● **Written task**
Gather all lines in the records below that include the word "with".

● **Recorded data**

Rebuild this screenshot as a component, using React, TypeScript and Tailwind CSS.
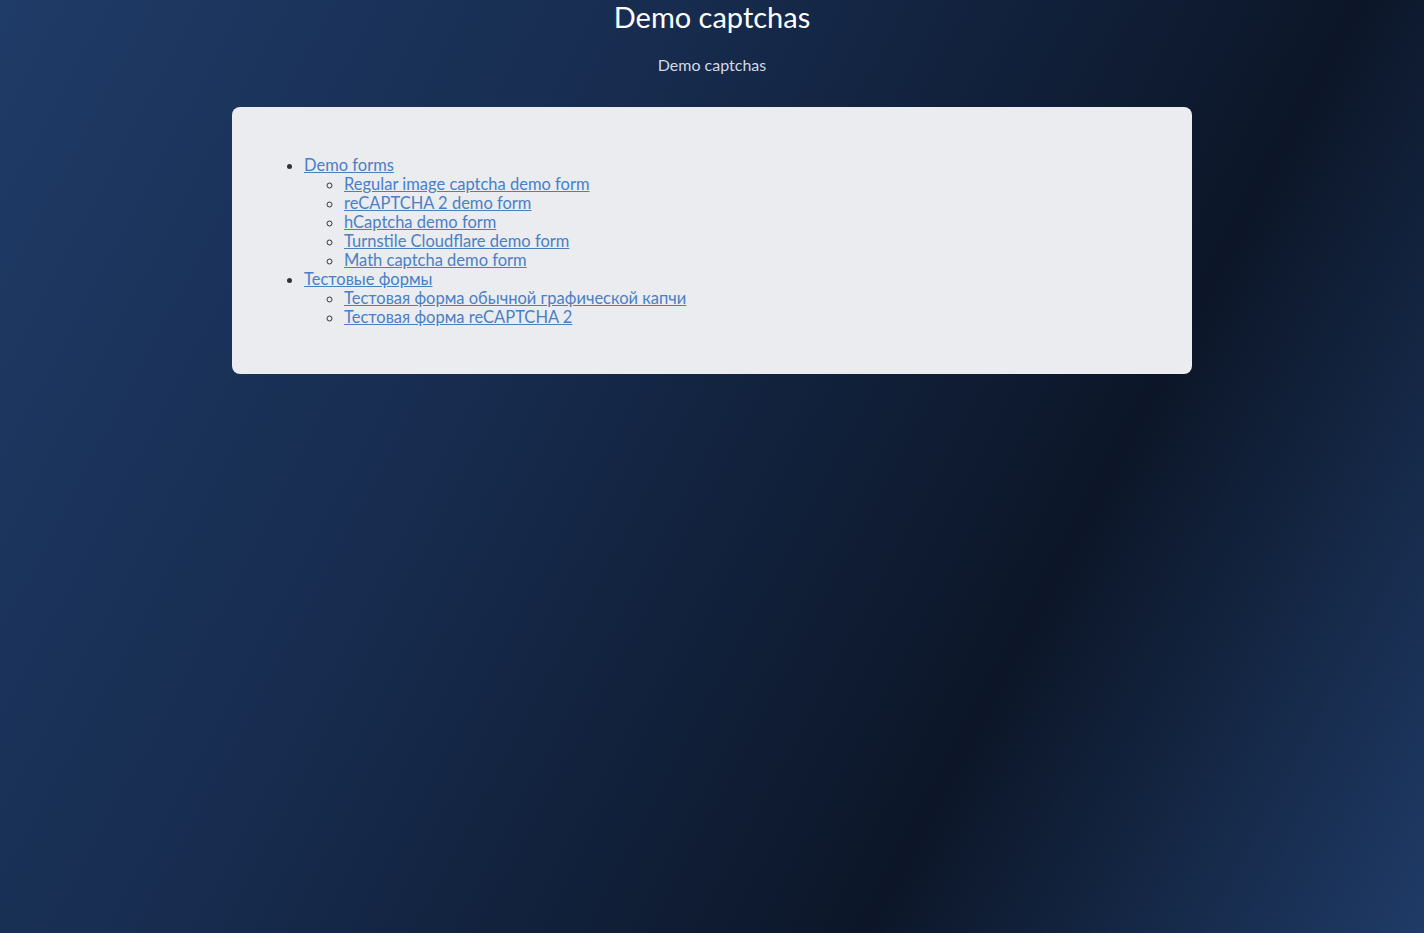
import React from "react";

const demoLinks = [
  "Regular image captcha demo form",
  "reCAPTCHA 2 demo form",
  "hCaptcha demo form",
  "Turnstile Cloudflare demo form",
  "Math captcha demo form",
];

const ruLinks = [
  "Тестовая форма обычной графической капчи",
  "Тестовая форма reCAPTCHA 2",
];

export default function App() {
  return (
    <div
      className="min-h-screen bg-[linear-gradient(118deg,#1f3b67_0%,#172c4f_35%,#0c1628_71%,#1f3b67_100%)] pb-10 text-center"
      style={{ fontFamily: "Lato, 'Noto Sans', sans-serif" }}
    >
      <h1 className="m-0 text-[29px] font-normal leading-[33px] text-white">
        Demo captchas
      </h1>
      <p className="mt-[22px] text-[16px] leading-[19px] text-[#d3d9e3]">
        Demo captchas
      </p>
      <div className="mx-auto mt-[33px] w-[960px] rounded-lg bg-[#eaecf0] p-8 text-left text-[16.5px] leading-[19px] text-[#333]">
        <ul className="mt-[17px] mb-[15px] list-disc pl-10">
          <li>
            <a href="#" className="text-[#4a7fc4] underline">
              Demo forms
            </a>
            <ul className="list-[circle] pl-10">
              {demoLinks.map((l) => (
                <li key={l}>
                  <a href="#" className="text-[#4a7fc4] underline">
                    {l}
                  </a>
                </li>
              ))}
            </ul>
          </li>
          <li>
            <a href="#" className="text-[#4a7fc4] underline">
              Тестовые формы
            </a>
            <ul className="list-[circle] pl-10">
              {ruLinks.map((l) => (
                <li key={l}>
                  <a href="#" className="text-[#4a7fc4] underline">
                    {l}
                  </a>
                </li>
              ))}
            </ul>
          </li>
        </ul>
      </div>
    </div>
  );
}
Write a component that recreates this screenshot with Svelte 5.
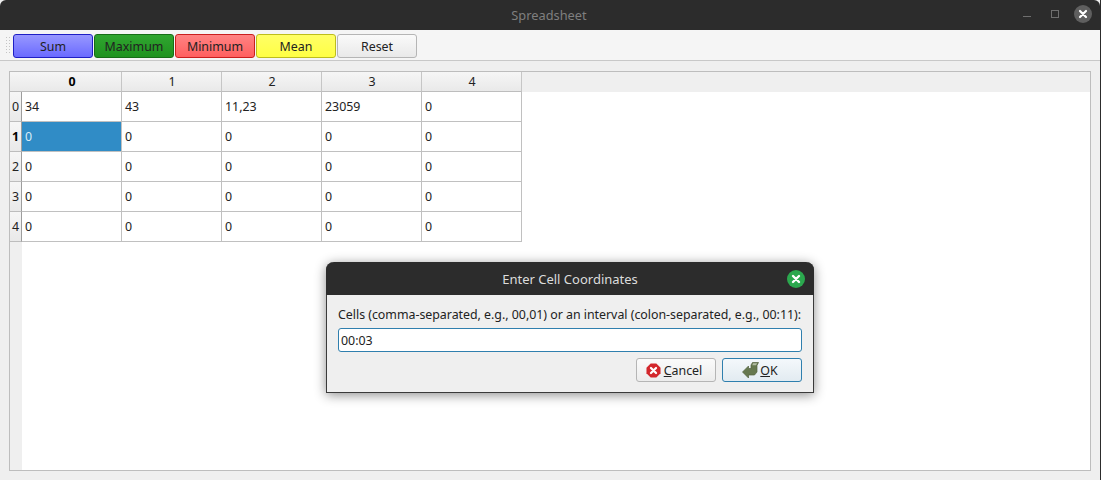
<script lang="ts">
	const columns = [0, 1, 2, 3, 4];
	const rows = [
		['34', '43', '11,23', '23059', '0'],
		['0', '0', '0', '0', '0'],
		['0', '0', '0', '0', '0'],
		['0', '0', '0', '0', '0'],
		['0', '0', '0', '0', '0']
	];
	const actions = [
		{ label: 'Sum', kind: 'sum' },
		{ label: 'Maximum', kind: 'max' },
		{ label: 'Minimum', kind: 'min' },
		{ label: 'Mean', kind: 'mean' },
		{ label: 'Reset', kind: 'reset' }
	];
	const currentRow = 1;
	const currentCol = 0;
	let coords = $state('00:03');
</script>

<div class="window">
	<header class="titlebar">
		<span class="title">Spreadsheet</span>
		<div class="controls">
			<span class="minimize"></span>
			<span class="maximize"></span>
			<span class="close">
				<svg width="18" height="18" viewBox="0 0 18 18"><path d="M6 6l6 6M12 6l-6 6" stroke="#fff" stroke-width="2.2" stroke-linecap="round" /></svg>
			</span>
		</div>
	</header>

	<div class="toolbar">
		<span class="grip"></span>
		{#each actions as action}
			<button class="tool {action.kind}">{action.label}</button>
		{/each}
	</div>

	<main class="content">
		<div class="frame">
			<div class="head">
				<div class="corner"></div>
				{#each columns as col}
					<div class="col-head" class:active={col === currentCol}>{col}</div>
				{/each}
			</div>
			<div class="body">
				<div class="row-heads">
					{#each rows as _, r}
						<div class="row-head" class:active={r === currentRow}>{r}</div>
					{/each}
				</div>
				<div class="cells">
					{#each rows as row, r}
						{#each row as value, c}
							<div class="cell" class:selected={r === currentRow && c === currentCol}>{value}</div>
						{/each}
					{/each}
				</div>
			</div>
		</div>
	</main>

	<div class="dialog">
		<div class="dialog-title">
			<span>Enter Cell Coordinates</span>
			<span class="dialog-close">
				<svg width="18" height="18" viewBox="0 0 18 18"><path d="M6 6l6 6M12 6l-6 6" stroke="#fff" stroke-width="2.4" stroke-linecap="round" /></svg>
			</span>
		</div>
		<div class="dialog-body">
			<p class="prompt">Cells (comma-separated, e.g., 00,01) or an interval (colon-separated, e.g., 00:11):</p>
			<input class="coords" bind:value={coords} />
			<div class="buttons">
				<button class="dlg-btn">
					<svg width="15" height="15" viewBox="0 0 16 16">
						<path d="M5 .5h6L15.500 5v6L11 15.500H5L.5 11V5z" fill="#d3272c" />
						<path d="M5.300 5.300l5.400 5.400M10.700 5.300l-5.400 5.400" stroke="#fff" stroke-width="2.400" stroke-linecap="round" />
					</svg>
					<span><u>C</u>ancel</span>
				</button>
				<button class="dlg-btn ok">
					<svg width="17" height="18" viewBox="0 0 17 18">
						<path d="M.5 11L6.500 5v2.500H9V4l1.500-2.500H16.500L15 4.500v6.500L12.500 14H6.500v3z" fill="#66784f" stroke="#55633f" stroke-width=".7" stroke-linejoin="round" />
						<path d="M11 2.300h4.200L14 4.200h-3.700z" fill="#b3bda3" />
					</svg>
					<span><u>O</u>K</span>
				</button>
			</div>
		</div>
	</div>
</div>

<style>
	:global(body) {
		margin: 0;
		background: #efefef;
	}

	.window {
		position: relative;
		width: 1101px;
		height: 480px;
		overflow: hidden;
		display: flex;
		flex-direction: column;
		background: #efefef;
		font-family: 'Noto Sans', 'Liberation Sans', sans-serif;
		font-size: 12.4px;
		color: #222;
		box-sizing: border-box;
		border-right: 1px solid #2c2c2c;
	}

	.titlebar {
		height: 30px;
		flex: none;
		background: #2c2c2c;
		border-radius: 6px 6px 0 0;
		display: flex;
		align-items: center;
		justify-content: center;
		position: relative;
	}

	.title {
		color: #7f7f7f;
		font-size: 12.8px;
		margin-right: 2px;
	}

	.controls {
		position: absolute;
		left: 1023px;
		top: 5px;
		display: flex;
		align-items: flex-start;
	}

	.minimize {
		width: 8px;
		height: 1px;
		background: #6f6f6f;
		margin-top: 11px;
	}

	.maximize {
		width: 6px;
		height: 6px;
		border: 1px solid #6f6f6f;
		margin: 5px 15px 0 20px;
	}

	.close {
		width: 18px;
		height: 18px;
		border-radius: 50%;
		background: #5f5f5f;
		display: flex;
	}

	.toolbar {
		height: 31px;
		flex: none;
		box-sizing: border-box;
		background: #f5f5f5;
		border-bottom: 1px solid #c8c8c8;
		display: flex;
		align-items: flex-start;
		padding: 4px 0 0 13px;
		gap: 1px;
		position: relative;
	}

	.grip {
		position: absolute;
		left: 5px;
		top: 6px;
		width: 6px;
		height: 18px;
		background-image: radial-gradient(circle, #c4c4c4 0.8px, transparent 1px);
		background-size: 3px 3px;
	}

	.tool {
		width: 80px;
		height: 24px;
		padding: 0;
		border-radius: 3px;
		border: 1px solid #b5b5b5;
		font: inherit;
		color: #222;
		background: linear-gradient(#fafafa, #e9e9e9);
	}

	.sum {
		border-color: #1f1fc4;
		background: linear-gradient(#9898ff, #6a6aff);
	}

	.max {
		border-color: #176d17;
		background: linear-gradient(#30a530, #1f931f);
	}

	.min {
		border-color: #c91e1e;
		background: linear-gradient(#ff8383, #ff5f5f);
	}

	.mean {
		border-color: #bdbd1c;
		background: linear-gradient(#ffff66, #ffff44);
	}

	.content {
		flex: 1;
		min-height: 0;
		padding: 10px 9px 9px 9px;
		display: flex;
	}

	.frame {
		flex: 1;
		box-sizing: border-box;
		border: 1px solid #bdbdbd;
		background: #fff;
		display: flex;
		flex-direction: column;
	}

	.head {
		display: flex;
		height: 20px;
		flex: none;
		background: #efefef;
	}

	.corner {
		width: 12px;
		box-sizing: border-box;
		background: linear-gradient(#f6f6f6, #e9e9e9);
		border-bottom: 1px solid #bdbdbd;
	}

	.col-head {
		width: 100px;
		box-sizing: border-box;
		text-align: center;
		line-height: 19px;
		padding-left: 1px;
		background: linear-gradient(#f6f6f6, #e9e9e9);
		border-right: 1px solid #c6c6c6;
		border-bottom: 1px solid #bdbdbd;
	}

	.active {
		font-weight: 700;
		color: #000;
	}

	.body {
		flex: 1;
		min-height: 0;
		display: flex;
		align-items: flex-start;
	}

	.row-heads {
		width: 12px;
		align-self: stretch;
		flex: none;
		background: #efefef;
	}

	.row-head {
		height: 30px;
		box-sizing: border-box;
		text-align: center;
		line-height: 29px;
		background: linear-gradient(#f6f6f6, #e9e9e9);
		border-right: 1px solid #9d9d9d;
		border-bottom: 1px solid #bdbdbd;
	}

	.cells {
		display: grid;
		grid-template-columns: repeat(5, 100px);
		grid-auto-rows: 30px;
	}

	.cell {
		box-sizing: border-box;
		padding-left: 3px;
		line-height: 29px;
		border-right: 1px solid #c0c0c0;
		border-bottom: 1px solid #c0c0c0;
	}

	.selected {
		background: #308cc6;
		color: #d8ecf8;
	}

	.dialog {
		position: absolute;
		left: 326px;
		top: 262px;
		width: 488px;
		height: 131px;
		box-sizing: border-box;
		background: #efefef;
		border-radius: 8px 8px 0 0;
		border: 1px solid #3a3a3a;
		border-top: none;
		box-shadow: 0 2px 12px rgba(0, 0, 0, 0.45);
		display: flex;
		flex-direction: column;
	}

	.dialog-title {
		height: 33px;
		flex: none;
		background: #2c2c2c;
		border-radius: 8px 8px 0 0;
		margin: 0 -1px;
		color: #dcdcdc;
		font-size: 13px;
		display: flex;
		align-items: center;
		justify-content: center;
		position: relative;
	}

	.dialog-close {
		position: absolute;
		right: 9px;
		top: 8px;
		width: 18px;
		height: 18px;
		border-radius: 50%;
		background: #2ba84e;
		display: flex;
	}

	.dialog-body {
		flex: 1;
		padding: 0 11px;
		display: flex;
		flex-direction: column;
	}

	.prompt {
		margin: 11px 0 0;
		height: 17px;
		line-height: 17px;
		letter-spacing: -0.02px;
		white-space: nowrap;
	}

	.coords {
		margin-top: 5px;
		height: 24px;
		box-sizing: border-box;
		border: 1px solid #2f7fae;
		border-radius: 3px;
		background: #fff;
		padding: 0 2px;
		font: inherit;
		color: #222;
		outline: none;
	}

	.buttons {
		margin-top: 6px;
		display: flex;
		justify-content: flex-end;
		gap: 6px;
	}

	.dlg-btn {
		width: 80px;
		height: 24px;
		padding: 0 4px 0 0;
		box-sizing: border-box;
		border: 1px solid #b5b5b5;
		border-radius: 3px;
		background: linear-gradient(#fbfbfb, #ececec);
		font: inherit;
		color: #222;
		display: flex;
		align-items: center;
		justify-content: center;
		gap: 3px;
	}

	.ok {
		border-color: #2f7fae;
		background: linear-gradient(#f4f8fb, #e2ebf1);
		gap: 1px;
	}
</style>
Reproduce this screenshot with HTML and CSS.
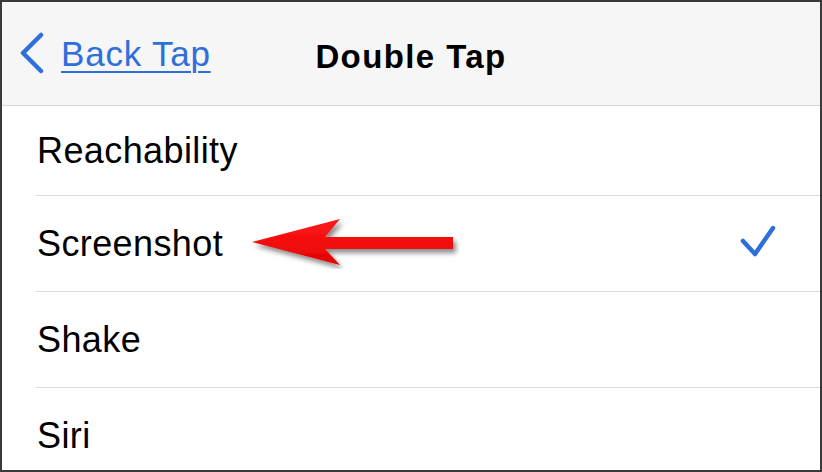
FILE: index.html
```html
<!DOCTYPE html>
<html lang="en">
<head>
  <meta charset="UTF-8" />
  <title>Double Tap</title>
  <link rel="stylesheet" href="styles.css">
</head>
<body>

<div class="screen">
  <div class="nav-bar">
    <a class="back-link" href="#">
      <svg class="chevron" width="30" height="44" viewBox="0 0 30 44">
        <polyline points="22,3 4,21 22,39" fill="none" stroke="#2f6fdc" stroke-width="4.5" stroke-linecap="round" stroke-linejoin="round" />
      </svg>
      <span class="back-text">Back Tap</span>
    </a>
    <h1 class="nav-title">Double Tap</h1>
  </div>

  <ul class="option-list">
    <li class="option-row"><span class="option-label">Reachability</span></li>
    <li class="option-row">
      <span class="option-label">Screenshot</span>
      <svg class="check" width="40" height="34" viewBox="0 0 40 34">
        <polyline points="5,16 17,29 35,3" fill="none" stroke="#2f6fdc" stroke-width="4.5" stroke-linecap="round" stroke-linejoin="round" />
      </svg>
    </li>
    <li class="option-row"><span class="option-label">Shake</span></li>
    <li class="option-row"><span class="option-label">Siri</span></li>
  </ul>

  <!-- red callout arrow pointing at Screenshot -->
  <svg class="callout-arrow" width="220" height="60" viewBox="0 0 220 60">
    <defs>
      <filter id="arrow-shadow" x="-10%" y="-30%" width="130%" height="180%">
        <feDropShadow dx="3" dy="4" stdDeviation="2.5" flood-color="#000" flood-opacity="0.45" />
      </filter>
      <linearGradient id="arrow-fill" x1="0" y1="0" x2="0" y2="1">
        <stop offset="0" stop-color="#ff1a1a" />
        <stop offset="1" stop-color="#e60000" />
      </linearGradient>
    </defs>
    <polygon filter="url(#arrow-shadow)" fill="url(#arrow-fill)"
      points="10,33 98,10 83,28 211,28 211,40 83,40 98,56" />
  </svg>
</div>

</body>
</html>
```

FILE: styles.css
```css
* {
  box-sizing: border-box;
}

body {
  margin: 0;
  background: #fff;
  font-family: "Liberation Sans", Arial, sans-serif;
  color: #000;
}

.screen {
  position: relative;
  width: 822px;
  height: 472px;
  border: 2px solid #3a3a3a;
  overflow: hidden;
  background: #fff;
}

.nav-bar {
  position: relative;
  height: 104px;
  background: #f6f6f6;
  border-bottom: 1px solid #d6d6d6;
  display: flex;
  align-items: center;
}

.back-link {
  display: flex;
  align-items: center;
  gap: 12px;
  padding-left: 17px;
  margin-top: 0;
  color: #2f6fdc;
  text-decoration: none;
}

.back-text {
  font-size: 35px;
  letter-spacing: 0.8px;
  text-decoration: underline;
  text-decoration-thickness: 2px;
  text-underline-offset: 5px;
}

.nav-title {
  position: absolute;
  left: 0;
  right: 0;
  top: 35px;
  margin: 0;
  text-align: center;
  font-size: 33px;
  font-weight: bold;
  letter-spacing: 1.4px;
  line-height: 40px;
}

.option-list {
  list-style: none;
  margin: 0;
  padding: 0 0 0 34px;
}

.option-row {
  height: 96px;
  border-top: 1px solid #dcdcdc;
  display: flex;
  align-items: center;
  justify-content: space-between;
  padding-right: 42px;
}

.option-row:first-child {
  height: 89px;
  border-top: none;
}

.option-label {
  padding-left: 1px;
  font-size: 36px;
  letter-spacing: 0.4px;
}

.check {
  margin-top: -3px;
}

.callout-arrow {
  position: absolute;
  left: 240px;
  top: 207px;
}
```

● **Final result**
Write a component that recreates this screenshot with Svelte 5.
Reproduce this screenshot with HTML and CSS.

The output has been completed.